Le texte de Tellier et de Wotto est une réponse aux propos de Guay. Les auteurs défendent la technicité des études d’impact qui permettent, grâce aux données quantitatives, de mieux apprécier la complexité des situations, la variété des effets des projets et la diversité des réactions des milieux physiques et humains. À cette fin, ils présentent une gamme de méthodes qui ont fait leurs preuves, même si elles ne répondent pas tout à fait adéquatement aux critiques de Guay. Les autres textes sont centrés sur des cas et des problèmes particuliers : les chevauchements dans l’évaluation environnementale entre le gouvernement fédéral et le gouvernement québécois, chevauchements qui ne sont pas si nombreux, mais qui irritent quand ils se produisent ; la pratique de l’évaluation stratégique en France, qui élargit l’évaluation des impacts aux politiques et programmes, ne se limitant plus aux seuls projets.
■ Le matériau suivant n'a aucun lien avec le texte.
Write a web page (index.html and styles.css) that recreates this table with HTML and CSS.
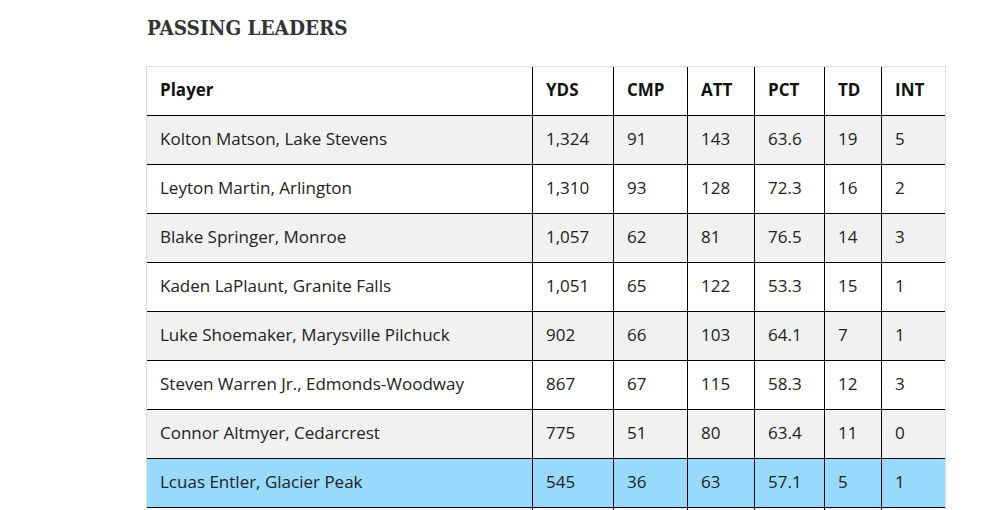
FILE: index.html
```html
<!DOCTYPE html>
<html>
<head>
<meta charset="utf-8">
<link rel="stylesheet" href="styles.css">
</head>
<body>
<main class="content">
  <h2 class="title">PASSING LEADERS</h2>
  <table class="stats">
    <colgroup>
      <col class="c-player"><col class="c-yds"><col class="c-cmp"><col class="c-att"><col class="c-pct"><col class="c-td"><col class="c-int">
    </colgroup>
    <thead>
      <tr><th>Player</th><th>YDS</th><th>CMP</th><th>ATT</th><th>PCT</th><th>TD</th><th>INT</th></tr>
    </thead>
    <tbody>
      <tr><td>Kolton Matson, Lake Stevens</td><td>1,324</td><td>91</td><td>143</td><td>63.6</td><td>19</td><td>5</td></tr>
      <tr><td>Leyton Martin, Arlington</td><td>1,310</td><td>93</td><td>128</td><td>72.3</td><td>16</td><td>2</td></tr>
      <tr><td>Blake Springer, Monroe</td><td>1,057</td><td>62</td><td>81</td><td>76.5</td><td>14</td><td>3</td></tr>
      <tr><td>Kaden LaPlaunt, Granite Falls</td><td>1,051</td><td>65</td><td>122</td><td>53.3</td><td>15</td><td>1</td></tr>
      <tr><td>Luke Shoemaker, Marysville Pilchuck</td><td>902</td><td>66</td><td>103</td><td>64.1</td><td>7</td><td>1</td></tr>
      <tr><td>Steven Warren Jr., Edmonds-Woodway</td><td>867</td><td>67</td><td>115</td><td>58.3</td><td>12</td><td>3</td></tr>
      <tr><td>Connor Altmyer, Cedarcrest</td><td>775</td><td>51</td><td>80</td><td>63.4</td><td>11</td><td>0</td></tr>
      <tr class="highlight"><td>Lcuas Entler, Glacier Peak</td><td>545</td><td>36</td><td>63</td><td>57.1</td><td>5</td><td>1</td></tr>
      <tr class="after"><td></td><td></td><td></td><td></td><td></td><td></td><td></td></tr>
    </tbody>
  </table>
</main>
</body>
</html>
```
FILE: styles.css
```css
html, body {
  margin: 0;
  padding: 0;
  background: #fff;
}
.content {
  padding: 13px 0 0 146px;
  width: 800px;
}
.title {
  margin: 0 0 0 1px;
  font-family: "DejaVu Serif Condensed", "DejaVu Serif", "Liberation Serif", serif;
  font-stretch: condensed;
  font-weight: bold;
  font-size: 20.5px;
  line-height: 30px;
  color: #333;
}
.stats {
  margin-top: 23px;
  width: 800px;
  table-layout: fixed;
  border-collapse: separate;
  border-spacing: 0;
  border: 1px solid #ddd;
  font-family: "Open Sans", sans-serif;
  font-size: 17px;
  color: #222;
}
.c-player { width: 386px; }
.c-yds { width: 81px; }
.c-cmp { width: 74px; }
.c-att { width: 67px; }
.c-pct { width: 70px; }
.c-td { width: 57px; }
.c-int { width: 63px; }
.stats th, .stats td {
  text-align: left;
  padding: 11px 0 13px 13px;
  line-height: 24px;
  border-right: 1px solid #000;
  border-bottom: 1px solid #000;
  white-space: nowrap;
}
.stats th:last-child, .stats td:last-child {
  border-right: none;
}
.stats th {
  font-weight: bold;
  color: #111;
  background: #fff;
}
.stats tbody tr:nth-child(odd) td {
  background: #f1f1f1;
}
.stats tbody tr:nth-child(even) td {
  background: #fff;
}
.stats tbody tr.highlight td {
  background: #97dafc;
}
.stats tbody tr.after td {
  background: #fff;
  height: 24px;
}
```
La troisième partie s’intéresse aux régions, urbaines aussi, et aux paysages ; elle puise ses exemples en France et au Canada. La France a fait une large place, à la suite de nouveautés conceptuelles et de changements juridiques et réglementaires, à une appréciation plus grande des paysages, considérés comme un tout, une entité englobante qui comprend des aspects écologiques, humains, techniques, politiques. Si on a longtemps pensé le paysage comme un patrimoine ancien et historique, construit ou naturel, la loi française laisse une large place à des conceptions plus actuelles qui doivent être en grande partie négociées par les acteurs concernés.
La ville de Vancouver a pris, comme le rappelle Régis Guillaume, le virage du développement durable et de la qualité de vie dès le milieu des années 1970. Elle n’a pas depuis douté de son choix et a maintenu le cap. Vancouver s’insère, toutefois, dans un environnement urbain beaucoup plus large. La région abrite la moitié de la population de la province et, étant donné la forte immigration, internationale comme nationale, elle subit de grandes pressions sur le sol, la qualité de l’environnement et les équipements, dont les routes et les autoroutes urbaines. L’administration métropolitaine a adopté une politique d’orientation et de contrôle de l’urbanisation visant une urbanisation plus compacte ; elle a pu la faire valoir aux élus et aux municipalités de banlieue, mais ne peut la leur imposer. Guillaume met en évidence l’harmonie de finalités qui marquent la ville centre et ses banlieues, alors que d’autres sont plus sensibles aux contradictions et aux difficultés de coordonner les actions municipales. Si Vancouver se vante de son urbanisme de la « verticalité » dans un contexte nord-américain qui, sauf quelques rares cas, y est farouchement opposé pour des fins résidentielles, il reste que ce « modèle de Vancouver » ne s’applique qu’à la ville centre et exclut presque complètement les banlieues qui ressemblent à s’y méprendre à ce qui se fait de plus étalé au Canada.
Dans les régions économiquement fragilisées par les changements économiques et la mondialisation, comment se posent les enjeux environnementaux lorsqu’on doit décider d’un projet industriel d’envergure prévoyant de grandes retombées économiques ? Serait-on tenté, se demande Marie-José Fortin, de taire les préoccupations environnementales de peur de perdre le projet ? En se penchant sur les paysages, construits comme naturels, Fortin montre que les participants aux consultations tentent de ménager la chèvre et le chou. Si on veut du projet à cause des bénéfices économiques qu’il rapportera, on est aussi sensible à la préservation de la qualité de vie et de la valeur environnementale du milieu qu’on habite. Le texte de Fortin s’appuie sur des études de cas régionales, dont j’aurais souhaité en savoir plus, et prend fortement position pour une prise en compte plus grande des paysages dans l’évaluation environnementale. On sait que l’idée de paysage a évolué et que l’apparition de l’expression de paysage urbain est assez récente (texte de Frédéric Pousin). Le paysage est un tout très englobant qui peut être évalué objectivement et subjectivement. Certains préféreraient mettre, dans l’évaluation environnementale, le paysage de côté, car il est trop entaché de subjectivité. Or, comme pour les études de perception des risques, qui n’ont plus à faire leurs preuves, il existe des méthodes d’enquête qui peuvent cerner de manière plus quantitative les appréciations subjectives des paysages. Par des enquêtes statistiques, on peut appuyer de manière plus quantitative et représentative d’une population les témoignages sur les bienfaits et les raisons de protéger les paysages que Fortin a décelés dans les mémoires de consultation qu’elle a étudiés.
Ce livre contient plusieurs textes de qualité. Il lui manque cependant un fil conducteur. Le titre est en partie trompeur, puisque plusieurs textes, tout en traitant de l’environnement, de paysages et d’évaluation environnementale, ne portent pas ou très peu sur le milieu urbain. De plus, l’ouvrage ne présente pas de bonnes études de cas qui pourraient constituer une référence obligée sur le sujet. Il comprend de bonnes discussions théoriques et méthodologiques, des textes critiques, mais les applications des idées exposées et débattues à des cas précis sont rares ou partielles.